USDA estimates per capita total red meat and poultry disappearance (retail weight) at 222.2 pounds this year, increasing to 224 pounds in 2020 and then declining to 221.5 pounds by 2027.
FAPRI projects per capita total red meat and poultry consumption at 218.7 pounds this year, growing to 220.5 pounds in 2020, declining to 219.3 pounds in 2024 and then edging higher to 220.2 pounds in 2027.
That’s one reason international markets remain so important.
USDA estimates U.S. beef exports at 2.97 billion pounds this year, declining to 2.73 billion pounds in 2020 and then increasing to 2.98 billion pounds by 2027.
FAPRI projects beef export this year at 2.98 billion pounds this year, increasing to 3.25 billion pounds in 2021 and then decreasing to 3.09 billion pounds in 2027.
“Growth in global agricultural production is sufficient to meet growing global demand and sustain commodity prices throughout the projection period, but still at relatively low prices, especially compared to prices in 2011 and 2012,” say USDA analysts. “Agricultural production increased due to both yield growth and expansion into new areas of cultivation.”
This is especially true in Brazil, with expanding new area as well as increasing crop yields due to the introduction of new technologies. “Agricultural production is projected to increase more rapidly than world population growth, enabling an increase in per capita use of most agricultural products. Together, these trends result in modest increases in the nominal prices of agricultural commodities throughout the projection period, but in real (inflation-adjusted) terms, global prices fall slightly.”
Other FAPRI and USDA projections
Interest costs rise faster than the general inflation rate over the next 10 years, according to USDA, reflecting rising farm debt levels as well as increasing interest rates.
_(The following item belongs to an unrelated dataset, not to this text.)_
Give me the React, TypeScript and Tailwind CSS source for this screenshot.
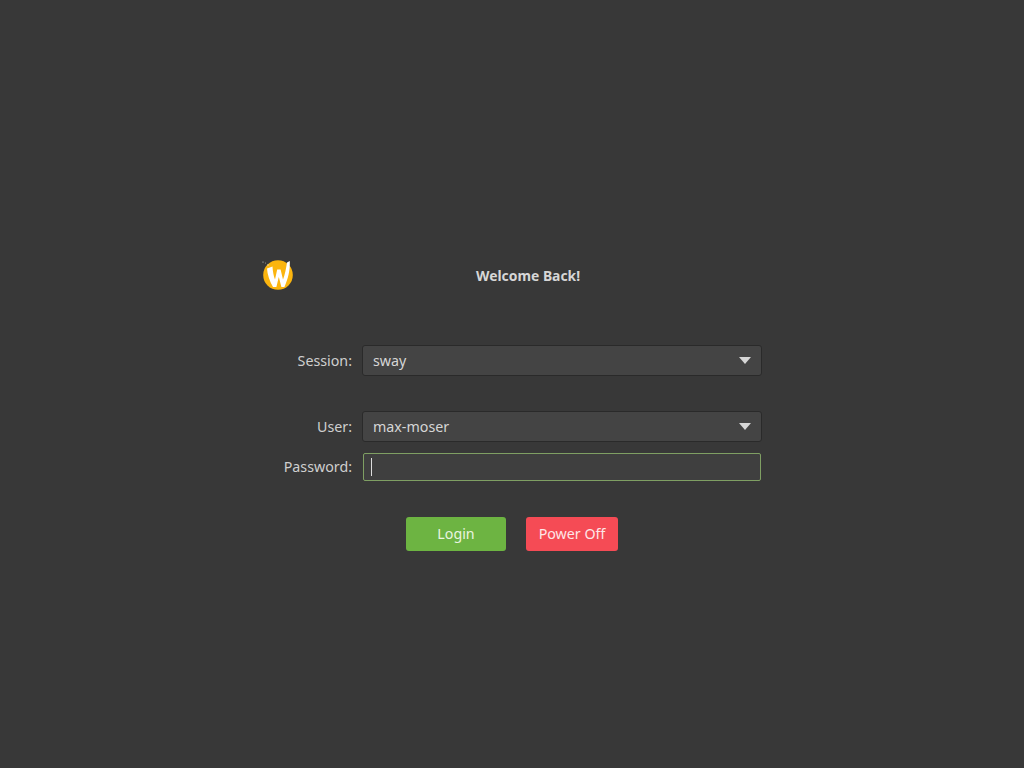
import React from 'react';

const WaylandLogo = () => (
    <svg width="32" height="34" viewBox="0 0 32 34" className="block">
        <circle cx="16" cy="17" r="14.8" fill="#fbb50f" />
        <path d="M5 10.5 L10.5 8.5 C10.8 13.5 11.6 18 13 21.5 L15.2 11.5 L18.6 11.5 L21 21.5 C22.8 17 24.2 10 25 4.5 L27.8 3 C28.2 12 26 21 22.4 29 L19.4 29 L16.8 19 L14.4 29 L11 29 C7.6 23 5.3 16.5 5 10.5 Z" fill="#ffffff" />
        <circle cx="1" cy="4" r="0.6" fill="#cfcfcf" />
        <circle cx="3.5" cy="5" r="0.5" fill="#a8a8a8" />
        <circle cx="6" cy="7" r="0.7" fill="#e0e0e0" />
    </svg>
);

const Caret = () => (
    <svg width="12" height="7" viewBox="0 0 12 7" className="block">
        <path d="M0 0 H12 L6 7 Z" fill="#d6d6d6" />
    </svg>
);

const Label = ({ children }: { children: React.ReactNode }) => (
    <div className="w-[90px] text-right text-[14.25px] text-[#cfcfcf]">{children}</div>
);

const Select = ({ value }: { value: string }) => (
    <div className="flex h-[31px] w-[400px] items-center justify-between rounded-[3px] border border-[#2a2a2a] bg-[#444444] px-[10px] text-[14.25px] text-[#d6d6d6]">
        <span>{value}</span>
        <Caret />
    </div>
);

export default function App() {
    return (
        <div className="flex h-[768px] w-[1024px] flex-col items-center bg-[#383838] pt-[258px] font-['Noto_Sans',sans-serif]">
            <div className="w-[500px]">
                {/* Header */}
                <div className="flex h-[34px] items-center">
                    <WaylandLogo />
                    <div className="ml-[182px] pt-[2px] text-[13.9px] font-bold leading-none text-[#d6d6d6]">Welcome Back!</div>
                </div>

                {/* Form */}
                <div className="mt-[53px] flex items-center gap-[10px]">
                    <Label>Session:</Label>
                    <Select value="sway" />
                </div>
                <div className="mt-[35px] flex items-center gap-[10px]">
                    <Label>User:</Label>
                    <Select value="max-moser" />
                </div>
                <div className="mt-[11px] flex items-center gap-[10px]">
                    <Label>Password:</Label>
                    <div className="ml-[1px] flex h-[28px] w-[398px] items-center rounded-[2px] border border-[#7f9f63] bg-[#3f3f3f] pl-[7px]">
                        <div className="h-[18px] w-px bg-[#dddddd]"></div>
                    </div>
                </div>

                {/* Buttons */}
                <div className="mt-[36px] flex justify-center gap-[20px]">
                    <button className="h-[34px] w-[100px] rounded-[3px] bg-[#6db442] pb-[1px] text-[14.25px] text-[#e9f5e0]">Login</button>
                    <button className="h-[34px] w-[92px] rounded-[3px] bg-[#f54b55] pb-[1px] text-[14.25px] text-[#fde6e7]">Power Off</button>
                </div>
            </div>
        </div>
    );
}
“The average value of farm real estate increased by 47% between 2009 and 2017,” according to the Food and Agricultural Policy Research Institute (FAPRI) at the University of Missouri. “Projected cropland rental rates are fairly steady, but the average value of farm real estate declines slightly between 2017 and 2021 as interest rates increase. Real estate accounts for more than 80% of total farm assets.”
FAPRI projects prices for corn, soybeans and wheat to increase slightly in 2018-19 and 2019-20, limited by bountiful global stocks. FAPRI projects average corn prices at $3.57 per bushel for the 2018-19 crop, with soybean prices at $9.38 and wheat at $4.89.
USDA projects the farm corn price at $3.30 per bushel for 2018-19 and then increasing gradually for the rest of the decade to $3.60 in 2027-28. Prices for the next four years are projected at $3.35, $3.35, $3.40 and $3.40, respectively.
FAPRI expects prices for dried distillers grains (DDGs) to recover slightly this year and then continue following corn prices higher. Over the course of the projection period, DDGs prices are near parity with corn, at $131 per ton on average.